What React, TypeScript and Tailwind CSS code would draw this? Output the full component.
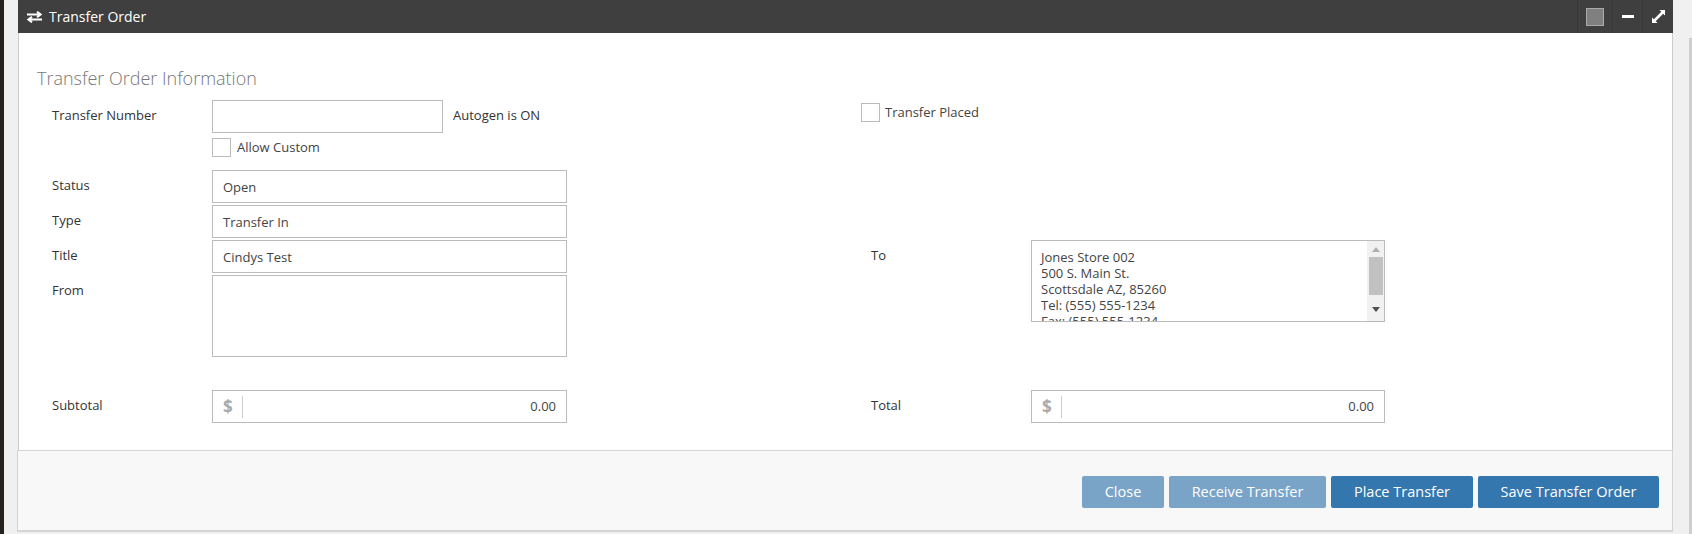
import React from "react";

const labelCls = "w-[193px] shrink-0 pl-[33px] pt-[6px] text-[13px] leading-[18px] text-[#333]";
const rightLabelCls = "w-[170px] shrink-0 pl-[10px] pt-[6px] text-[13px] leading-[18px] text-[#333]";
const inputCls = "h-[33px] w-[355px] border border-[#bbb] bg-white px-[10px] pt-[7px] text-[13px] leading-[18px] text-[#444]";

function MoneyInput({ w }: { w: string }) {
  return (
    <div className={w + " flex h-[33px] items-center border border-[#bbb] pr-[10px]"}>
      <span className="w-[29px] pl-[10px] text-[17px] font-bold text-[#aaa]">$</span>
      <span className="h-[22px] w-px bg-[#ccc]" />
      <span className="flex-1 pt-[1px] text-right text-[13px] text-[#444]">0.00</span>
    </div>
  );
}

function Btn({ text, w, light }: { text: string; w: string; light?: boolean }) {
  return (
    <button className={w + " h-[32px] rounded-[2px] text-[14.5px] text-white " + (light ? "bg-[#7aa3c8]" : "bg-[#3476ae]")}>{text}</button>
  );
}

export default function App() {
  return (
    <div className="flex h-[534px] w-[1692px] overflow-hidden bg-[#f0f0f0] font-['Open_Sans',sans-serif]">
      <div className="h-full w-[4px] shrink-0 bg-[#252220]" />
      <div className="ml-[14px] flex h-[532px] w-[1655px] flex-col">
        <div className="flex h-[33px] shrink-0 items-center bg-[#3f3f3f] text-white">
          <svg className="ml-[9px]" width="15" height="12" viewBox="0 0 15 12" fill="none" stroke="white" strokeWidth="2">
            <path d="M0 3.5H13M10 0.7L13.6 3.5L10 6.3" />
            <path d="M15 8.5H2M5 5.7L1.4 8.5L5 11.3" />
          </svg>
          <span className="ml-[7px] text-[14px] leading-[20px]">Transfer Order</span>
          <div className="ml-auto flex h-full">
            <div className="flex w-[35px] items-center justify-center border-l border-[#383838]">
              <div className="h-[18px] w-[18px] border border-[#aaa] bg-[#808080]" />
            </div>
            <div className="flex w-[30px] items-center justify-center border-l border-[#383838]">
              <div className="h-[3px] w-[12px] bg-white" />
            </div>
            <div className="flex w-[31px] items-center justify-center border-l border-[#383838]">
              <svg width="13" height="13" viewBox="0 0 14 14" fill="white">
                <path d="M8 0H14V6L12 4L4 12L6 14H0V8L2 10L10 2Z" />
              </svg>
            </div>
          </div>
        </div>

        <div className="flex h-[417px] shrink-0 border-x border-[#ccc] bg-white">
          <div className="w-[842px] shrink-0">
            <h2 className="mt-[33px] pl-[18px] text-[18px] font-light leading-[24px] text-[#777]">Transfer Order Information</h2>
            <div className="mt-[10px] flex h-[33px] items-start">
              <div className={labelCls}>Transfer Number</div>
              <div className="h-[33px] w-[231px] border border-[#bbb]" />
              <div className="ml-[10px] pt-[6px] text-[13px] leading-[18px] text-[#333]">Autogen is ON</div>
            </div>
            <div className="ml-[193px] mt-[5px] flex h-[19px] items-center">
              <div className="h-[19px] w-[19px] border border-[#bbb]" />
              <span className="ml-[6px] text-[13px] text-[#444]">Allow Custom</span>
            </div>
            <div className="mt-[13px] flex flex-col gap-[2px]">
              {[["Status", "Open"], ["Type", "Transfer In"], ["Title", "Cindys Test"]].map(([l, v]) => (
                <div key={l} className="flex h-[33px] items-start">
                  <div className={labelCls}>{l}</div>
                  <div className={inputCls}>{v}</div>
                </div>
              ))}
              <div className="flex h-[82px] items-start">
                <div className={labelCls}>From</div>
                <div className="h-[82px] w-[355px] border border-[#bbb]" />
              </div>
            </div>
            <div className="mt-[33px] flex h-[33px] items-start">
              <div className={labelCls}>Subtotal</div>
              <MoneyInput w="w-[355px]" />
            </div>
          </div>

          <div className="flex-1">
            <div className="mt-[70px] flex h-[19px] items-center">
              <div className="h-[19px] w-[19px] border border-[#bbb]" />
              <span className="ml-[5px] text-[13px] text-[#444]">Transfer Placed</span>
            </div>
            <div className="mt-[118px] flex h-[82px] items-start">
              <div className={rightLabelCls}>To</div>
              <div className="flex h-[82px] w-[354px] overflow-hidden border border-[#bbb]">
                <div className="flex-1 pl-[9px] pt-[8px] text-[13px] leading-[16px] text-[#444]">
                  <div>Jones Store 002</div>
                  <div>500 S. Main St.</div>
                  <div>Scottsdale AZ, 85260</div>
                  <div>Tel: (555) 555-1234</div>
                  <div>Fax: (555) 555-1234</div>
                </div>
                <div className="flex h-full w-[17px] flex-col items-center bg-[#f1f1f1]">
                  <svg className="mt-[6px]" width="8" height="5" viewBox="0 0 8 5" fill="#b0b0b0"><path d="M4 0L8 5H0Z" /></svg>
                  <div className="mt-[5px] h-[38px] w-[14px] bg-[#c1c1c1]" />
                  <svg className="mt-[12px]" width="8" height="5" viewBox="0 0 8 5" fill="#505050"><path d="M0 0H8L4 5Z" /></svg>
                </div>
              </div>
            </div>
            <div className="mt-[68px] flex h-[33px] items-start">
              <div className={rightLabelCls}>Total</div>
              <MoneyInput w="w-[354px]" />
            </div>
          </div>
        </div>

        <div className="-ml-px flex h-[82px] shrink-0 items-start justify-end gap-[5px] border border-b-2 border-[#d4d4d4] bg-[#f8f8f8] pr-[13px] pt-[25px]">
          <Btn text="Close" w="w-[82px]" light />
          <Btn text="Receive Transfer" w="w-[157px]" light />
          <Btn text="Place Transfer" w="w-[142px]" />
          <Btn text="Save Transfer Order" w="w-[181px]" />
        </div>
      </div>
      <div className="ml-auto mt-[38px] h-full w-[3px] bg-[#cfcfcf]" />
    </div>
  );
}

WHAT IS ASKED:
Without the pictures, write out the whole listing above exactly as it appears.

CORRECT OUTPUT:
What React, TypeScript and Tailwind CSS code would draw this? Output the full component.
import React from "react";

const labelCls = "w-[193px] shrink-0 pl-[33px] pt-[6px] text-[13px] leading-[18px] text-[#333]";
const rightLabelCls = "w-[170px] shrink-0 pl-[10px] pt-[6px] text-[13px] leading-[18px] text-[#333]";
const inputCls = "h-[33px] w-[355px] border border-[#bbb] bg-white px-[10px] pt-[7px] text-[13px] leading-[18px] text-[#444]";

function MoneyInput({ w }: { w: string }) {
  return (
    <div className={w + " flex h-[33px] items-center border border-[#bbb] pr-[10px]"}>
      <span className="w-[29px] pl-[10px] text-[17px] font-bold text-[#aaa]">$</span>
      <span className="h-[22px] w-px bg-[#ccc]" />
      <span className="flex-1 pt-[1px] text-right text-[13px] text-[#444]">0.00</span>
    </div>
  );
}

function Btn({ text, w, light }: { text: string; w: string; light?: boolean }) {
  return (
    <button className={w + " h-[32px] rounded-[2px] text-[14.5px] text-white " + (light ? "bg-[#7aa3c8]" : "bg-[#3476ae]")}>{text}</button>
  );
}

export default function App() {
  return (
    <div className="flex h-[534px] w-[1692px] overflow-hidden bg-[#f0f0f0] font-['Open_Sans',sans-serif]">
      <div className="h-full w-[4px] shrink-0 bg-[#252220]" />
      <div className="ml-[14px] flex h-[532px] w-[1655px] flex-col">
        <div className="flex h-[33px] shrink-0 items-center bg-[#3f3f3f] text-white">
          <svg className="ml-[9px]" width="15" height="12" viewBox="0 0 15 12" fill="none" stroke="white" strokeWidth="2">
            <path d="M0 3.5H13M10 0.7L13.6 3.5L10 6.3" />
            <path d="M15 8.5H2M5 5.7L1.4 8.5L5 11.3" />
          </svg>
          <span className="ml-[7px] text-[14px] leading-[20px]">Transfer Order</span>
          <div className="ml-auto flex h-full">
            <div className="flex w-[35px] items-center justify-center border-l border-[#383838]">
              <div className="h-[18px] w-[18px] border border-[#aaa] bg-[#808080]" />
            </div>
            <div className="flex w-[30px] items-center justify-center border-l border-[#383838]">
              <div className="h-[3px] w-[12px] bg-white" />
            </div>
            <div className="flex w-[31px] items-center justify-center border-l border-[#383838]">
              <svg width="13" height="13" viewBox="0 0 14 14" fill="white">
                <path d="M8 0H14V6L12 4L4 12L6 14H0V8L2 10L10 2Z" />
              </svg>
            </div>
          </div>
        </div>

        <div className="flex h-[417px] shrink-0 border-x border-[#ccc] bg-white">
          <div className="w-[842px] shrink-0">
            <h2 className="mt-[33px] pl-[18px] text-[18px] font-light leading-[24px] text-[#777]">Transfer Order Information</h2>
            <div className="mt-[10px] flex h-[33px] items-start">
              <div className={labelCls}>Transfer Number</div>
              <div className="h-[33px] w-[231px] border border-[#bbb]" />
              <div className="ml-[10px] pt-[6px] text-[13px] leading-[18px] text-[#333]">Autogen is ON</div>
            </div>
            <div className="ml-[193px] mt-[5px] flex h-[19px] items-center">
              <div className="h-[19px] w-[19px] border border-[#bbb]" />
              <span className="ml-[6px] text-[13px] text-[#444]">Allow Custom</span>
            </div>
            <div className="mt-[13px] flex flex-col gap-[2px]">
              {[["Status", "Open"], ["Type", "Transfer In"], ["Title", "Cindys Test"]].map(([l, v]) => (
                <div key={l} className="flex h-[33px] items-start">
                  <div className={labelCls}>{l}</div>
                  <div className={inputCls}>{v}</div>
                </div>
              ))}
              <div className="flex h-[82px] items-start">
                <div className={labelCls}>From</div>
                <div className="h-[82px] w-[355px] border border-[#bbb]" />
              </div>
            </div>
            <div className="mt-[33px] flex h-[33px] items-start">
              <div className={labelCls}>Subtotal</div>
              <MoneyInput w="w-[355px]" />
            </div>
          </div>

          <div className="flex-1">
            <div className="mt-[70px] flex h-[19px] items-center">
              <div className="h-[19px] w-[19px] border border-[#bbb]" />
              <span className="ml-[5px] text-[13px] text-[#444]">Transfer Placed</span>
            </div>
            <div className="mt-[118px] flex h-[82px] items-start">
              <div className={rightLabelCls}>To</div>
              <div className="flex h-[82px] w-[354px] overflow-hidden border border-[#bbb]">
                <div className="flex-1 pl-[9px] pt-[8px] text-[13px] leading-[16px] text-[#444]">
                  <div>Jones Store 002</div>
                  <div>500 S. Main St.</div>
                  <div>Scottsdale AZ, 85260</div>
                  <div>Tel: (555) 555-1234</div>
                  <div>Fax: (555) 555-1234</div>
                </div>
                <div className="flex h-full w-[17px] flex-col items-center bg-[#f1f1f1]">
                  <svg className="mt-[6px]" width="8" height="5" viewBox="0 0 8 5" fill="#b0b0b0"><path d="M4 0L8 5H0Z" /></svg>
                  <div className="mt-[5px] h-[38px] w-[14px] bg-[#c1c1c1]" />
                  <svg className="mt-[12px]" width="8" height="5" viewBox="0 0 8 5" fill="#505050"><path d="M0 0H8L4 5Z" /></svg>
                </div>
              </div>
            </div>
            <div className="mt-[68px] flex h-[33px] items-start">
              <div className={rightLabelCls}>Total</div>
              <MoneyInput w="w-[354px]" />
            </div>
          </div>
        </div>

        <div className="-ml-px flex h-[82px] shrink-0 items-start justify-end gap-[5px] border border-b-2 border-[#d4d4d4] bg-[#f8f8f8] pr-[13px] pt-[25px]">
          <Btn text="Close" w="w-[82px]" light />
          <Btn text="Receive Transfer" w="w-[157px]" light />
          <Btn text="Place Transfer" w="w-[142px]" />
          <Btn text="Save Transfer Order" w="w-[181px]" />
        </div>
      </div>
      <div className="ml-auto mt-[38px] h-full w-[3px] bg-[#cfcfcf]" />
    </div>
  );
}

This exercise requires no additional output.